Harold had a big “aha moment” when he was introduced to the practices of Brendan Rockey, a regenerative potato farmer in Colorado, who is significantly reducing reliance on pesticides and fungicides, and in turn, planting companion crops, green manure and cover crops, and integrating livestock to add nutrients back into the soil. Harold points out how Rockey’s work demonstrates that  water filtration serves as a good measuring stick for determining soil health. Rockey’s soil acts like a sponge and can absorb large amounts of rainfall compared to that of organic deficient soils.

“Organic matter and organic carbon in the soil can hold 10 times more water than just straight soil texture itself,” explains Harold. “So the more you build your organic content, the more resilient the soil. The plants will be better able to fend off pests, tolerate larger rainfall events, prevent erosion and run-off, and handle heat stress. We’re trying to buffer ourselves against environmental concerns.”

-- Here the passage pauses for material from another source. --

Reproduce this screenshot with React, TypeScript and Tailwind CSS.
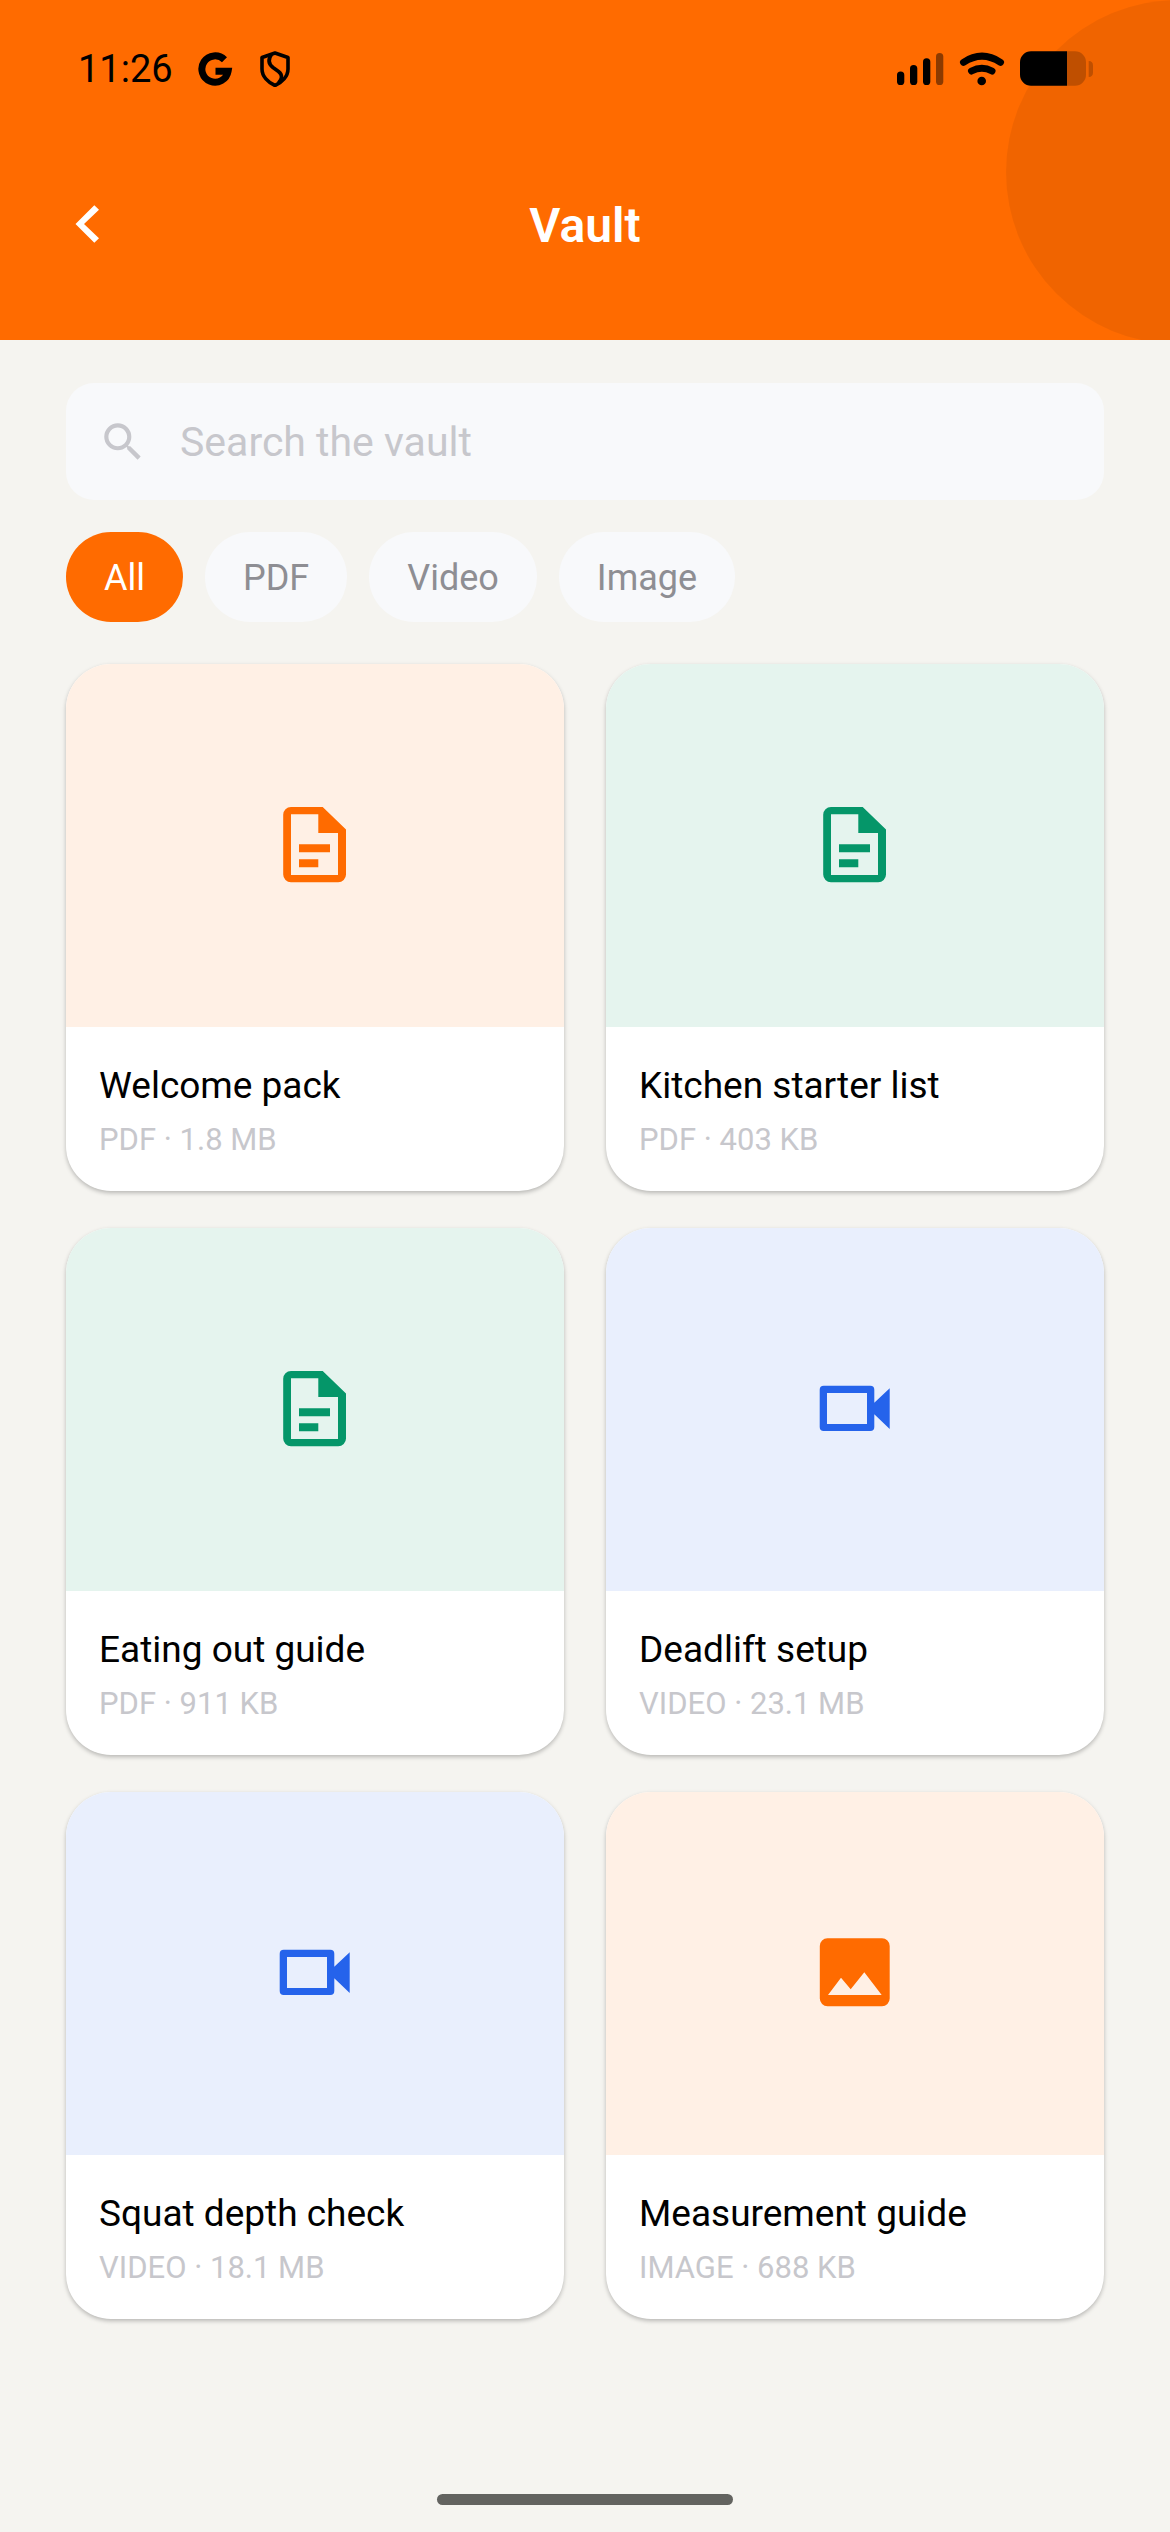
import { useState } from "react";
import { MdSearch } from "react-icons/md";

type Kind = "PDF" | "Video" | "Image";
type Tone = "orange" | "green" | "blue";

type VaultItem = {
  title: string;
  kind: Kind;
  size: string;
  tone: Tone;
};

const items: VaultItem[] = [
  { title: "Welcome pack", kind: "PDF", size: "1.8 MB", tone: "orange" },
  { title: "Kitchen starter list", kind: "PDF", size: "403 KB", tone: "green" },
  { title: "Eating out guide", kind: "PDF", size: "911 KB", tone: "green" },
  { title: "Deadlift setup", kind: "Video", size: "23.1 MB", tone: "blue" },
  { title: "Squat depth check", kind: "Video", size: "18.1 MB", tone: "blue" },
  { title: "Measurement guide", kind: "Image", size: "688 KB", tone: "orange" },
];

const filters = ["All", "PDF", "Video", "Image"] as const;
type Filter = (typeof filters)[number];

const tones: Record<Tone, string> = {
  orange: "bg-[#fff0e5] text-[#ff6b00]",
  green: "bg-[#e5f4ee] text-[#059669]",
  blue: "bg-[#e9effd] text-[#2563eb]",
};

function KindIcon({ kind }: { kind: Kind }) {
  return (
    <svg
      viewBox="0 1 90 90"
      className="size-[90px]"
      fill="currentColor"
      fillRule="evenodd"
      aria-hidden="true"
    >
      {kind === "PDF" && (
        <path d="M21 7H52.7L76 29.5V74.5a7.8 7.8 0 0 1-7.8 7.8H21a7.8 7.8 0 0 1-7.8-7.8V14.8A7.8 7.8 0 0 1 21 7ZM21 14.3V75H68V33H48.3V14.3ZM29 44.3H60V52.3H29ZM29 59.3H48.3V67.3H29Z" />
      )}
      {kind === "Video" && (
        <path d="M13.7 21.7H60.3a4 4 0 0 1 4 4V38.7L79.7 24.3V65L64.3 50.3V63a4 4 0 0 1-4 4H13.7a4 4 0 0 1-4-4V25.7a4 4 0 0 1 4-4ZM17 29V60H57V29Z" />
      )}
      {kind === "Image" && (
        <path d="M17.5 10.3H72a7.7 7.7 0 0 1 7.7 7.7V70.6a7.7 7.7 0 0 1-7.7 7.7H17.5a7.7 7.7 0 0 1-7.7-7.7V18a7.7 7.7 0 0 1 7.7-7.7ZM18 67H71.7L54.3 44.3L40.7 61.3L31 49.7Z" />
      )}
    </svg>
  );
}

function StatusBar() {
  return (
    <div className="flex h-[138px] items-center justify-between pl-[78px] pr-[76px] text-black">
      <div className="flex items-center">
        <span className="text-[38px] leading-none">11:26</span>
        <svg viewBox="0 0 36 36" className="ml-6 size-9" aria-hidden="true">
          <path
            d="M27.5 8.8A13.2 13.2 0 1 0 31.1 20.2H18.5"
            fill="none"
            stroke="currentColor"
            strokeWidth="7"
          />
        </svg>
        <svg
          viewBox="0 0 30 36"
          className="ml-[27px] h-9 w-[30px]"
          fill="none"
          stroke="currentColor"
          strokeWidth="3.6"
          strokeLinejoin="round"
          aria-hidden="true"
        >
          <path d="M15 2L28 6.5V18C28 25.5 22 31.5 15 34.5C8 31.5 2 25.5 2 18V6.5Z" />
          <path d="M11.5 3.5C7.5 9 8.5 13 13 16.5L18.5 20.5C23 24 22 28 18.5 32" />
        </svg>
      </div>
      <svg viewBox="0 0 198 38" className="h-[38px] w-[198px]" aria-hidden="true">
        <rect x="1" y="21.5" width="7.3" height="13.5" rx="3.6" />
        <rect x="14" y="15" width="7.3" height="20" rx="3.6" />
        <rect x="27" y="8.3" width="7.3" height="26.7" rx="3.6" />
        <rect x="40" y="3" width="7.3" height="32" rx="3.6" opacity="0.45" />
        <g fill="none" stroke="currentColor" strokeWidth="7" strokeLinecap="round">
          <path d="M67.5 12.3Q86 0 104.5 12.3" />
          <path d="M75.5 21Q86 15.5 96 21" />
        </g>
        <circle cx="85.7" cy="31" r="4.3" />
        <path d="M171 1.3H135A11 11 0 0 0 124 12.3V24.7A11 11 0 0 0 135 35.7H171Z" />
        <g opacity="0.2">
          <path d="M171 1.3H179A11 11 0 0 1 190 12.3V24.7A11 11 0 0 1 179 35.7H171Z" />
          <path d="M192.7 11A4.5 4.5 0 0 1 197 15.5V22.5A4.5 4.5 0 0 1 192.7 27Z" />
        </g>
      </svg>
    </div>
  );
}

function Header() {
  return (
    <header className="relative h-[340px] overflow-hidden bg-[#ff6b00]">
      <div className="absolute -right-[180px] top-0 size-[344px] rounded-full bg-black/6" />
      <div className="relative">
        <StatusBar />
        <div className="grid grid-cols-[1fr_auto_1fr] items-center px-[66px] pt-[56px] text-white">
          <button type="button" aria-label="Back" className="size-16 justify-self-start">
            <svg viewBox="0 2 64 64" className="size-16" fill="currentColor" aria-hidden="true">
              <path d="M28.3 13.2L33 17.8L18 32L33 46.2L28.3 50.7L9.5 32Z" />
            </svg>
          </button>
          <h1 className="text-[48px] font-semibold leading-[64px]">Vault</h1>
        </div>
      </div>
    </header>
  );
}

function VaultCard({ item }: { item: VaultItem }) {
  return (
    <li className="overflow-hidden rounded-[45px] bg-white shadow-[0_2px_4px_rgba(0,0,0,0.25)]">
      <div className={`flex h-[363px] items-center justify-center ${tones[item.tone]}`}>
        <KindIcon kind={item.kind} />
      </div>
      <div className="px-[33px] pb-[31px] pt-[35px]">
        <h2 className="truncate text-[37px] leading-[48px] text-black">{item.title}</h2>
        <p className="mt-[10px] text-[31px] leading-10 text-[#c7c7cc]">
          {item.kind.toUpperCase()} · {item.size}
        </p>
      </div>
    </li>
  );
}

export default function App() {
  const [query, setQuery] = useState("");
  const [filter, setFilter] = useState<Filter>("All");

  const visible = items.filter(
    (item) =>
      (filter === "All" || item.kind === filter) &&
      item.title.toLowerCase().includes(query.toLowerCase())
  );

  return (
    <div className="flex min-h-screen flex-col bg-[#f5f4f0] font-[Roboto,sans-serif]">
      <Header />
      <main className="px-[66px] pt-[43px]">
        <label className="flex h-[117px] items-center gap-8 rounded-[28px] bg-[#f8f9fb] px-8 text-[#c7c7cc]">
          <MdSearch className="size-[50px] shrink-0" aria-hidden="true" />
          <input
            type="search"
            aria-label="Search the vault"
            placeholder="Search the vault"
            value={query}
            onChange={(e) => setQuery(e.target.value)}
            className="min-w-0 flex-1 bg-transparent pt-[2px] text-[41px] text-black outline-none placeholder:text-[#c7c7cc]"
          />
        </label>

        <div className="mt-8 flex gap-[22px]">
          {filters.map((name) => (
            <button
              key={name}
              type="button"
              aria-pressed={filter === name}
              onClick={() => setFilter(name)}
              className={`h-[90px] rounded-full px-[38px] pt-[2px] text-[36px] ${
                filter === name ? "bg-[#ff6b00] text-white" : "bg-[#f8f9fb] text-[#8e8e93]"
              }`}
            >
              {name}
            </button>
          ))}
        </div>

        <ul className="mt-[42px] grid grid-cols-2 gap-x-[42px] gap-y-[37px]">
          {visible.map((item) => (
            <VaultCard key={item.title} item={item} />
          ))}
        </ul>
      </main>
      <div className="mx-auto mb-[27px] mt-auto h-[11px] w-[296px] rounded-full bg-[#636360]" />
    </div>
  );
}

Harold and his team take full spectrum soil and tissue analysis of potatoes, every week, and manage the soil accordingly. “For our high pH soils we know that zinc, manganese, and copper tend to run low,” says Harold. “So we try to add nutrients and microbes that our plants need at the right time.”

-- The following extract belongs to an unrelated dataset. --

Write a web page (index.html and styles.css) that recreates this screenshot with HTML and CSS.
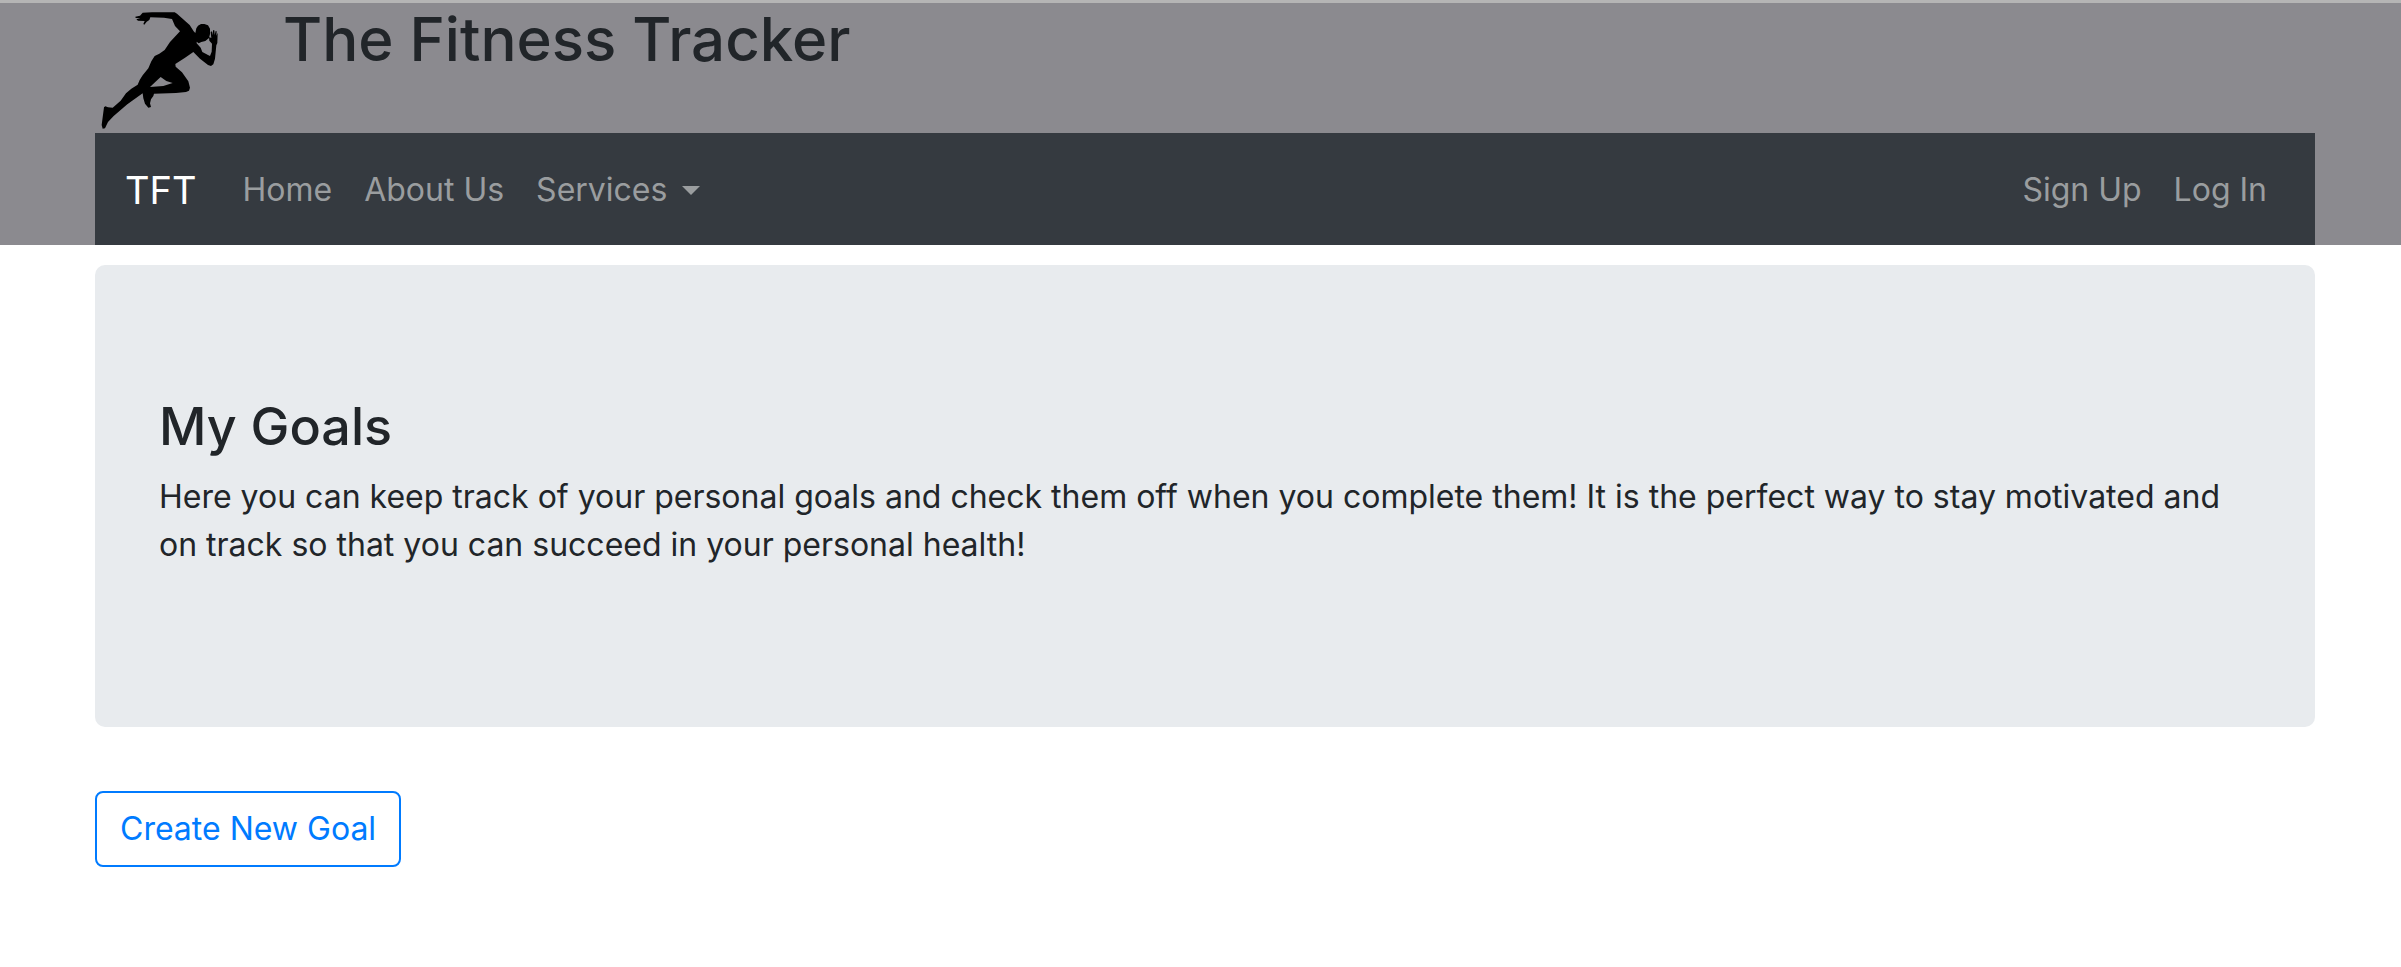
FILE: index.html
```html
<!DOCTYPE html>
<html lang="en">
<head>
<meta charset="utf-8">
<title>The Fitness Tracker</title>
<link rel="stylesheet" href="styles.css">
</head>
<body>
<header class="site-header">
  <div class="brand-row">
    <svg class="logo" viewBox="45 9 390 390" role="img" aria-label="Runner">
      <path d="M216 37 L284 37 L291 41 L329 75 L341 94 L346 99 L349 85 L354 77 L363 72 L373 72 L384 76 L390 86 L390 102 L387 114 L376 123 L364 126 L356 130 L350 125 L350 130 L362 143 L367 156 L384 165 L390 168 L395 155 L396 131 L388 122 L387 111 L394 114 L392 96 L396 94 L399 106 L399 91 L403 91 L404 105 L407 93 L410 94 L409 107 L413 98 L412 129 L409 136 L405 176 L400 193 L393 198 L384 195 L360 176 L340 156 L314 174 L286 192 L287 200 L306 217 L325 244 L330 263 L327 272 L318 276 L288 279 L222 281 L220 288 L213 298 L210 310 L213 321 L205 323 L195 311 L190 295 L188 280 L142 313 L101 348 L84 366 L75 385 L68 386 L65 375 L69 344 L72 322 L76 319 L84 322 L98 323 L122 302 L138 280 L154 266 L173 254 L179 240 L188 226 L205 205 L214 184 L224 168 L238 161 L254 150 L270 126 L300 94 L285 78 L276 57 L252 53 L211 52 L208 60 L200 65 L193 74 L190 72 L194 63 L174 62 L169 58 L181 55 L167 54 L166 50 L180 47 L188 38Z M242 231 L229 243 L210 261 L250 258 L278 249 L259 243Z" fill="#000" fill-rule="evenodd"/>
    </svg>
    <h1 class="site-title">The Fitness Tracker</h1>
  </div>
  <nav class="navbar">
    <a class="nav-brand" href="#">TFT</a>
    <a class="nav-link" href="#">Home</a>
    <a class="nav-link" href="#">About Us</a>
    <a class="nav-link dropdown" href="#">Services</a>
    <div class="nav-end">
      <a class="nav-link" href="#">Sign Up</a>
      <a class="nav-link" href="#">Log In</a>
    </div>
  </nav>
</header>
<main class="content">
  <section class="jumbotron">
    <h2 class="jumbotron-title">My Goals</h2>
    <p class="jumbotron-text">Here you can keep track of your personal goals and check them off when you complete them! It is the perfect way to stay motivated and on track so that you can succeed in your personal health!</p>
  </section>
  <button class="btn-outline" type="button">Create New Goal</button>
</main>
</body>
</html>
```

FILE: styles.css
```css
* { box-sizing: border-box; }
body {
  margin: 0;
  background: #fff;
  color: #212529;
  font: 400 32px/48px Inter, "Liberation Sans", sans-serif;
}
h1, h2, p { margin: 0; }
.site-header {
  padding: 0 86px 0 95px;
  border-top: 3px solid #b5b5b5;
  background: #8b8a8f;
}
.brand-row {
  display: flex;
  align-items: flex-start;
  gap: 58px;
}
.logo { width: 130px; height: 130px; }
.site-title { font-size: 60px; line-height: 72px; font-weight: 500; }
.navbar {
  display: flex;
  align-items: center;
  gap: 32px;
  height: 112px;
  padding: 2px 48px 0 30px;
  background: #353a40;
}
.navbar a { text-decoration: none; }
.nav-brand { margin-right: 14px; color: #fff; font-size: 38px; }
.nav-link { color: #9a9d9f; }
.dropdown { display: flex; align-items: center; gap: 15px; }
.dropdown::after {
  content: "";
  border: 9px solid transparent;
  border-top-color: currentColor;
  border-bottom: 0;
}
.nav-end { display: flex; gap: 32px; margin-left: auto; }
.content { padding: 20px 86px 64px 95px; }
.jumbotron {
  margin-bottom: 64px;
  padding: 128px 64px 158px;
  border-radius: 10px;
  background: #e8ebee;
}
.jumbotron-title {
  margin-bottom: 12px;
  font-size: 52px;
  line-height: 68px;
  font-weight: 500;
}
.btn-outline {
  padding: 12px 23px;
  border: 2px solid #007bff;
  border-radius: 8px;
  background: transparent;
  color: #007bff;
  font: inherit;
}
```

He credits the work of Australian regenerative farmer, Graeme Sait, for his work on soil nutrition. They follow Sait’s methodology of applying nickel, boron, and humid acid to spray onto crops in an attempt to be more efficient with their nitrogen. The Perry’s also source manure from neighbouring feedlots to compost and mix into the soil. This past year, they also brought livestock onto the land to help with nutrient cycling through a custom-grazing partnership, a practice that Harold says they will continue to adapt and explore in the coming seasons.

There isn’t a roadmap to soil health, says Harold. “The roadmap for soil health has an incredible amount of variables that are different for each growing region and different crops,” he explains.

It’s really about experimentation on the land, and sometimes, he admits, it doesn’t always work the way you expected, or hoped it would. Last year, for example, he tried out a green manure crop, but quickly discovered the soils were too wet for it — his pea crop rotted. “We planted in June and it could’ve been the heat and timing, but we aren’t entirely sure,” he says. The experiment taught him that, for his soils, multi-species cover crop is more effective. “It doesn’t always work,” says Harold. “But we know that we’re moving in the right direction.”

Anaerobic biodigester: recycling waste into energy and organic fertilizer 

In 2014, Harold’s brother, Chris, spearheaded GrowTEC (Grow the Energy Circle Ltd), an initiative to convert organic waste produced on the farm into bioenergy and fertilizer, while offsetting carbon emissions. It all started with the potatoes—rotten potatoes, that is.

“We had many rotted potatoes that would be picked out,” explains Harold. “They wouldn’t go to the processing plants. We used to put those back out in the field, but we realized they were rotting because of disease and, as a result, we were inoculating our soil with the pathogens.”

The Perry family turned to the idea of anaerobic digestion, or more specifically, a biogas plant that would allow them to process organic waste (rotten potatoes) through high heat to produce methane gas and nutrient rich, pathogen free soil amendments. 

“The anaerobic bacteria eat through all the organic matter and produce methane,” explains Harold. “And then we catch enough methane to run the equivalent of a train engine, 24/7. It supplies our farm with electricity needs — and three times as much.” The excess energy is then sold directly back to the Alberta electrical grid system.

In the first phase of the project, the biogas plant processes 20,000 tonnes of organic waste annually producing 4000 MWhr of renewable energy. They produce over 18,000 tonnes of pathogen free organic fertilizer. “We can fertilize between two to three fields with 10,000 gallons of the byproduct, which is rich in nutrients,” explains Harry.

Looking forward, the Perry family is also exploring new partnerships, including with a local First Nations organization, to establish a future solar farm along the edges of ponds.